What the task requires:
Each line from the one containing "The picture is" through the one containing "string; subs: Sub[]" must be echoed exactly, endpoints included, and every other line omitted.

--- Begin Dataset section ---

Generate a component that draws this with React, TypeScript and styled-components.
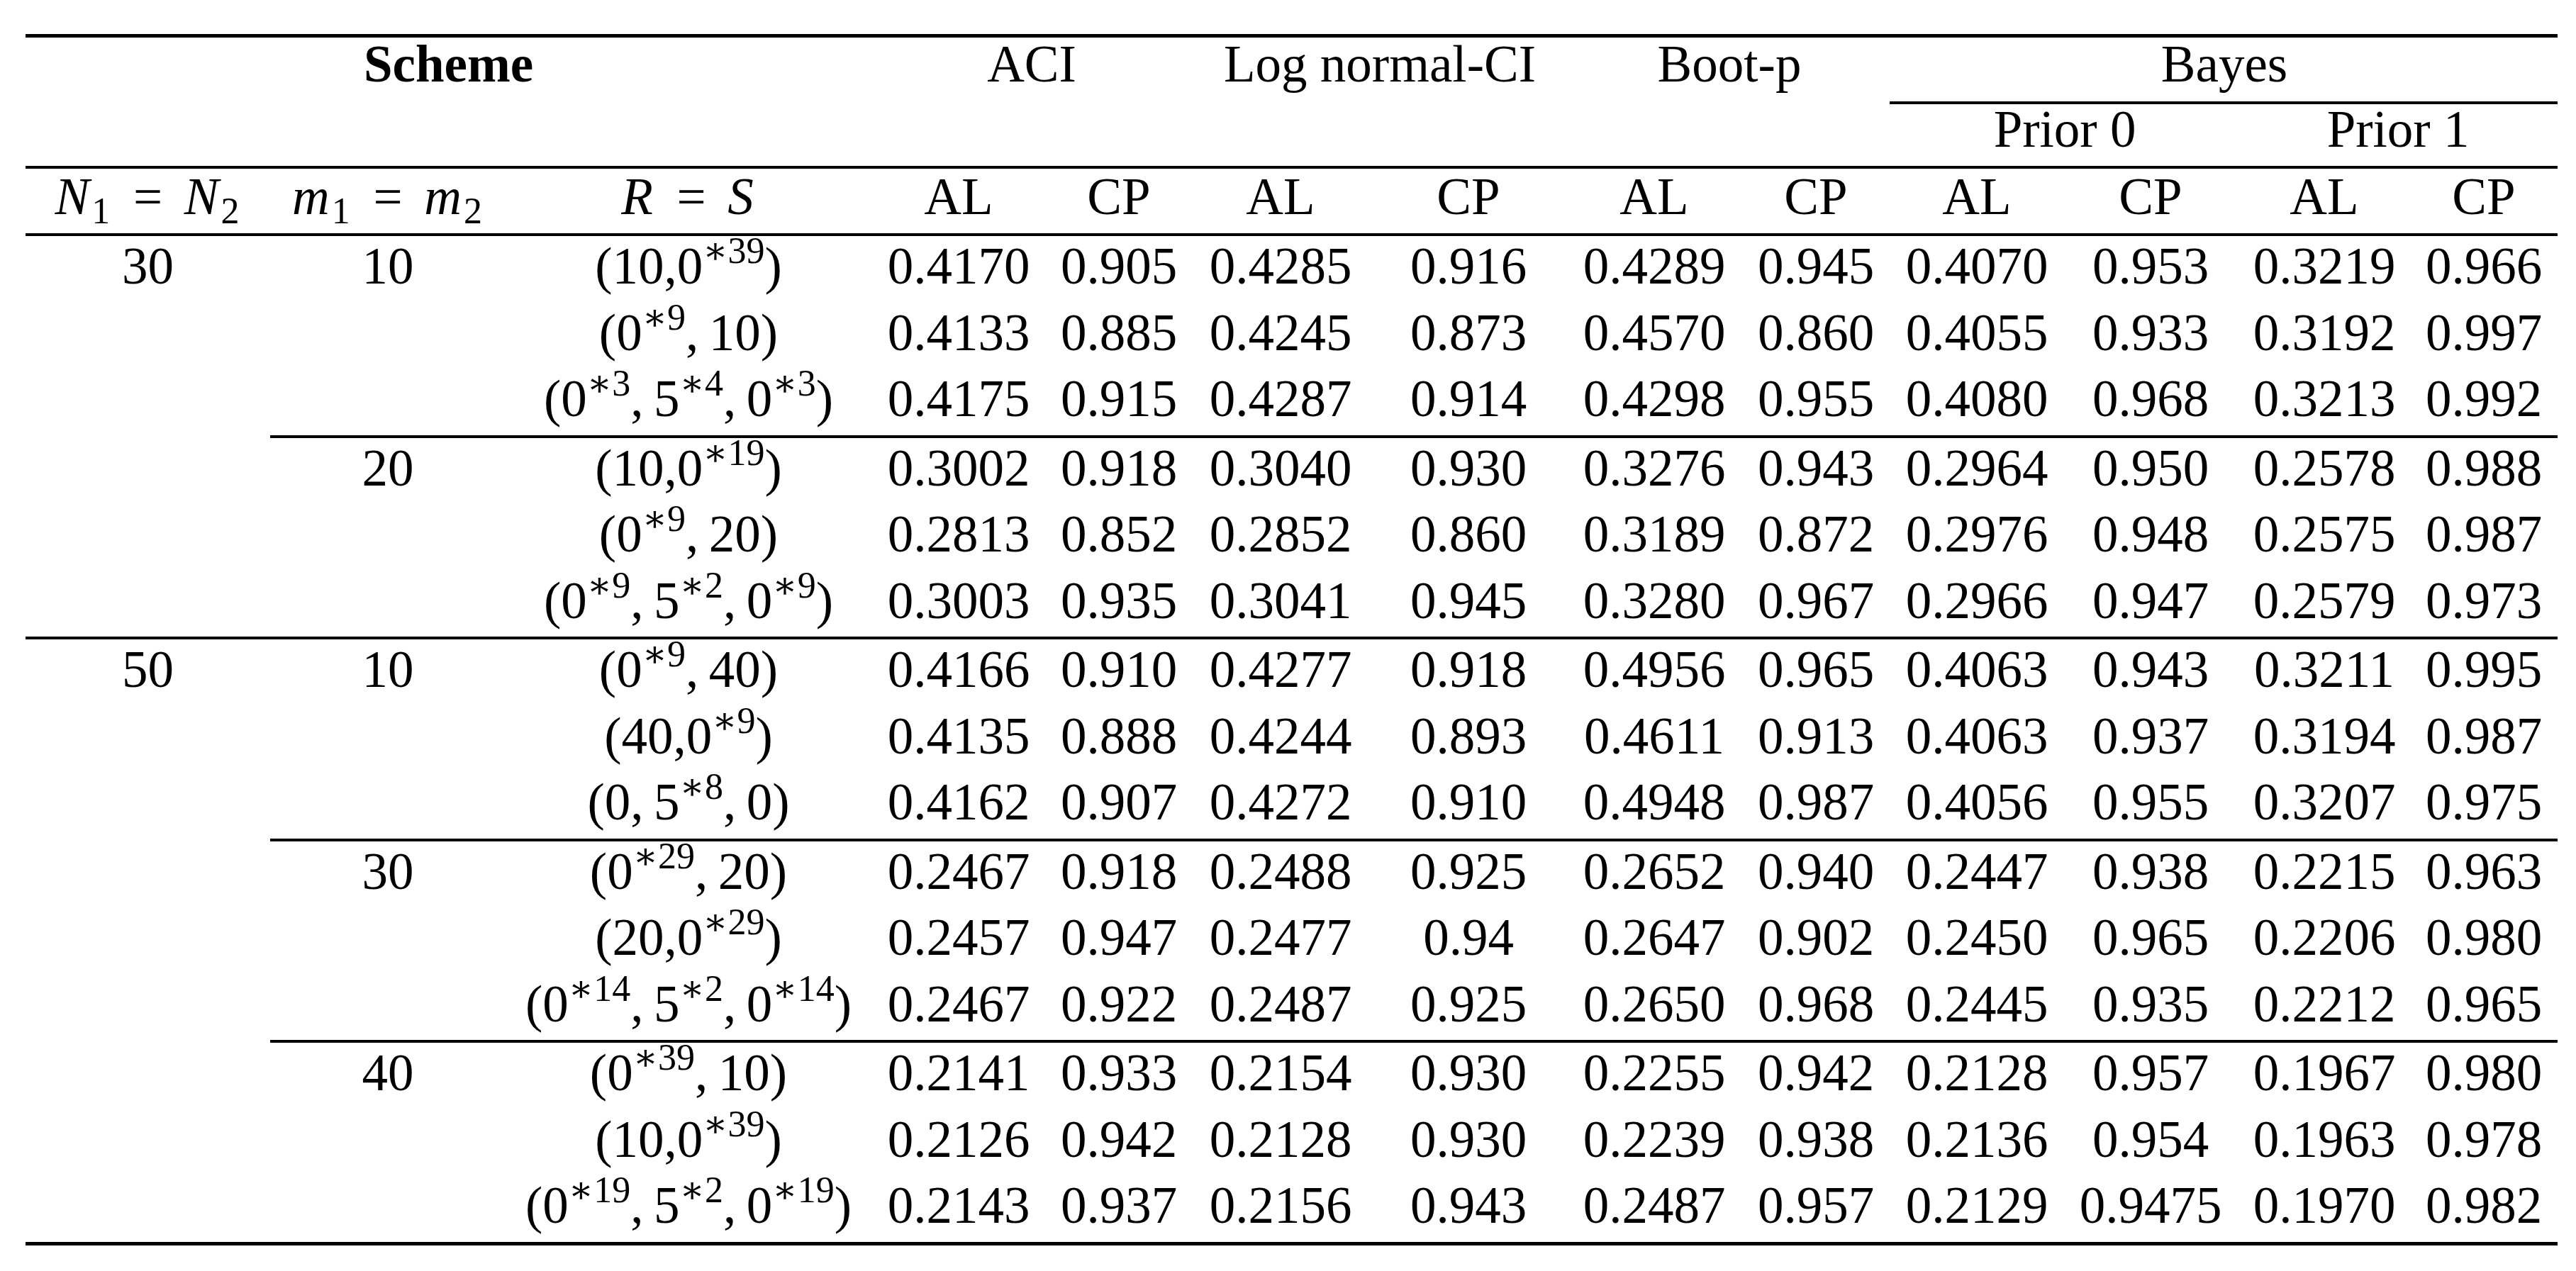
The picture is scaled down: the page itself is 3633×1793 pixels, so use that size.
import * as React from 'react';
import styled, { createGlobalStyle } from 'styled-components';

// column widths follow the LaTeX tabular: content + tabcolsep, extra width from spanning heads
const COLS =
  '345px 332px 516px 246px 206px 250px 280px 244px 212px 242px 248px 242px 208px';

type Sub = { m: string; rows: [string, string][] };
type Group = { n: string; subs: Sub[] };

const groups: Group[] = [
  {
    n: '30',
    subs: [
      {
        m: '10',
        rows: [
          ['(10,0*39)', '0.4170 0.905 0.4285 0.916 0.4289 0.945 0.4070 0.953 0.3219 0.966'],
          ['(0*9, 10)', '0.4133 0.885 0.4245 0.873 0.4570 0.860 0.4055 0.933 0.3192 0.997'],
          ['(0*3, 5*4, 0*3)', '0.4175 0.915 0.4287 0.914 0.4298 0.955 0.4080 0.968 0.3213 0.992'],
        ],
      },
      {
        m: '20',
        rows: [
          ['(10,0*19)', '0.3002 0.918 0.3040 0.930 0.3276 0.943 0.2964 0.950 0.2578 0.988'],
          ['(0*9, 20)', '0.2813 0.852 0.2852 0.860 0.3189 0.872 0.2976 0.948 0.2575 0.987'],
          ['(0*9, 5*2, 0*9)', '0.3003 0.935 0.3041 0.945 0.3280 0.967 0.2966 0.947 0.2579 0.973'],
        ],
      },
    ],
  },
  {
    n: '50',
    subs: [
      {
        m: '10',
        rows: [
          ['(0*9, 40)', '0.4166 0.910 0.4277 0.918 0.4956 0.965 0.4063 0.943 0.3211 0.995'],
          ['(40,0*9)', '0.4135 0.888 0.4244 0.893 0.4611 0.913 0.4063 0.937 0.3194 0.987'],
          ['(0, 5*8, 0)', '0.4162 0.907 0.4272 0.910 0.4948 0.987 0.4056 0.955 0.3207 0.975'],
        ],
      },
      {
        m: '30',
        rows: [
          ['(0*29, 20)', '0.2467 0.918 0.2488 0.925 0.2652 0.940 0.2447 0.938 0.2215 0.963'],
          ['(20,0*29)', '0.2457 0.947 0.2477 0.94 0.2647 0.902 0.2450 0.965 0.2206 0.980'],
          ['(0*14, 5*2, 0*14)', '0.2467 0.922 0.2487 0.925 0.2650 0.968 0.2445 0.935 0.2212 0.965'],
        ],
      },
      {
        m: '40',
        rows: [
          ['(0*39, 10)', '0.2141 0.933 0.2154 0.930 0.2255 0.942 0.2128 0.957 0.1967 0.980'],
          ['(10,0*39)', '0.2126 0.942 0.2128 0.930 0.2239 0.938 0.2136 0.954 0.1963 0.978'],
          ['(0*19, 5*2, 0*19)', '0.2143 0.937 0.2156 0.943 0.2487 0.957 0.2129 0.9475 0.1970 0.982'],
        ],
      },
    ],
  },
];

// "(0*9, 10)" -> 0 with a superscript ∗9, math comma followed by a thin space
function scheme(text: string) {
  return text.split(/(\*\d+)/).map((part, i) =>
    part.startsWith('*') ? (
      <Sup key={i}>{'\u2217' + part.slice(1)}</Sup>
    ) : (
      <React.Fragment key={i}>{part.replace(/ /g, '\u2009')}</React.Fragment>
    ),
  );
}

function App() {
  return (
    <>
      <GlobalStyle />
      <Page>
        <Rule $weight={5} />
        <Head>
          <Title $col="1 / 4" $lh={75} $bold>
            Scheme
          </Title>
          <Title $col="4 / 6" $lh={75}>
            ACI
          </Title>
          <Title $col="6 / 8" $lh={75}>
            Log normal-CI
          </Title>
          <Title $col="8 / 10" $lh={75}>
            Boot-p
          </Title>
          <Title $col="10 / 14" $lh={75}>
            Bayes
          </Title>
          <SpanRule $col="10 / 14" />
          <Title $col="10 / 12" $row={3} $lh={71}>
            Prior 0
          </Title>
          <Title $col="12 / 14" $row={3} $lh={71}>
            Prior 1
          </Title>
        </Head>
        <Rule $weight={4} />
        <Row $height={91} $lh={79}>
          <Cell>
            <Var>N</Var>
            <Low>1</Low>
            <Eq>=</Eq>
            <Var>N</Var>
            <Low>2</Low>
          </Cell>
          <Cell>
            <Var>m</Var>
            <Low>1</Low>
            <Eq>=</Eq>
            <Var>m</Var>
            <Low>2</Low>
          </Cell>
          <Cell>
            <Var>R</Var>
            <Eq>=</Eq>
            <Var>S</Var>
          </Cell>
          {['AL', 'CP', 'AL', 'CP', 'AL', 'CP', 'AL', 'CP', 'AL', 'CP'].map((h, i) => (
            <Cell key={i}>{h}</Cell>
          ))}
        </Row>
        <Rule $weight={4} />
        {groups.map((group, gi) => (
          <React.Fragment key={group.n}>
            {group.subs.map((sub, si) => (
              <React.Fragment key={sub.m}>
                {si > 0 && <Rule $weight={4} $indent={345} />}
                {sub.rows.map(([r, values], ri) => (
                  <Row key={ri} $height={93.5} $lh={85}>
                    <Cell>{si === 0 && ri === 0 ? group.n : ''}</Cell>
                    <Cell>{ri === 0 ? sub.m : ''}</Cell>
                    <Cell>{scheme(r)}</Cell>
                    {values.split(' ').map((v, vi) => (
                      <Cell key={vi}>{v}</Cell>
                    ))}
                  </Row>
                ))}
              </React.Fragment>
            ))}
            {gi < groups.length - 1 && <Rule $weight={4} />}
          </React.Fragment>
        ))}
        <Rule $weight={5} />
      </Page>
    </>
  );
}

const GlobalStyle = createGlobalStyle`
  html, body {
    margin: 0;
    padding: 0;
    background: #ffffff;
  }

  body {
    font-family: 'Liberation Serif', 'DejaVu Serif', serif;
    color: #000000;
  }
`;

const Page = styled.div`
  width: 3571px;
  padding: 48px 0 0 36px;
`;

const Rule = styled.div<{ $weight: number; $indent?: number }>`
  height: ${p => p.$weight}px;
  margin-left: ${p => p.$indent ?? 0}px;
  background: #000000;
`;

const Head = styled.div`
  display: grid;
  grid-template-columns: ${COLS};
  grid-template-rows: 90px 4px 87px;
  font-size: 73px;
`;

const Title = styled.div<{ $col: string; $row?: number; $lh: number; $bold?: boolean }>`
  grid-column: ${p => p.$col};
  grid-row: ${p => p.$row ?? 1};
  line-height: ${p => p.$lh}px;
  font-weight: ${p => (p.$bold ? 700 : 400)};
  text-align: center;
  white-space: nowrap;
`;

const SpanRule = styled.div<{ $col: string }>`
  grid-column: ${p => p.$col};
  grid-row: 2;
  margin-left: -2px;
  background: #000000;
`;

const Row = styled.div<{ $height: number; $lh: number }>`
  display: grid;
  grid-template-columns: ${COLS};
  height: ${p => p.$height}px;
  font-size: 73px;
  line-height: ${p => p.$lh}px;
`;

const Cell = styled.div`
  text-align: center;
  white-space: nowrap;
`;

const Sup = styled.span`
  font-size: 52px;
  line-height: 0;
  vertical-align: 29px;
`;

const Low = styled.span`
  font-size: 52px;
  line-height: 0;
  vertical-align: -13px;
  padding-right: 2px;
`;

const Var = styled.i`
  font-style: italic;
  padding-right: 3px;
`;

const Eq = styled.span`
  margin: 0 0.42em;
`;

export default App;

--- End Dataset section ---

Answer for this exercise:
The picture is scaled down: the page itself is 3633×1793 pixels, so use that size.
import * as React from 'react';
import styled, { createGlobalStyle } from 'styled-components';

// column widths follow the LaTeX tabular: content + tabcolsep, extra width from spanning heads
const COLS =
  '345px 332px 516px 246px 206px 250px 280px 244px 212px 242px 248px 242px 208px';

type Sub = { m: string; rows: [string, string][] };
type Group = { n: string; subs: Sub[] };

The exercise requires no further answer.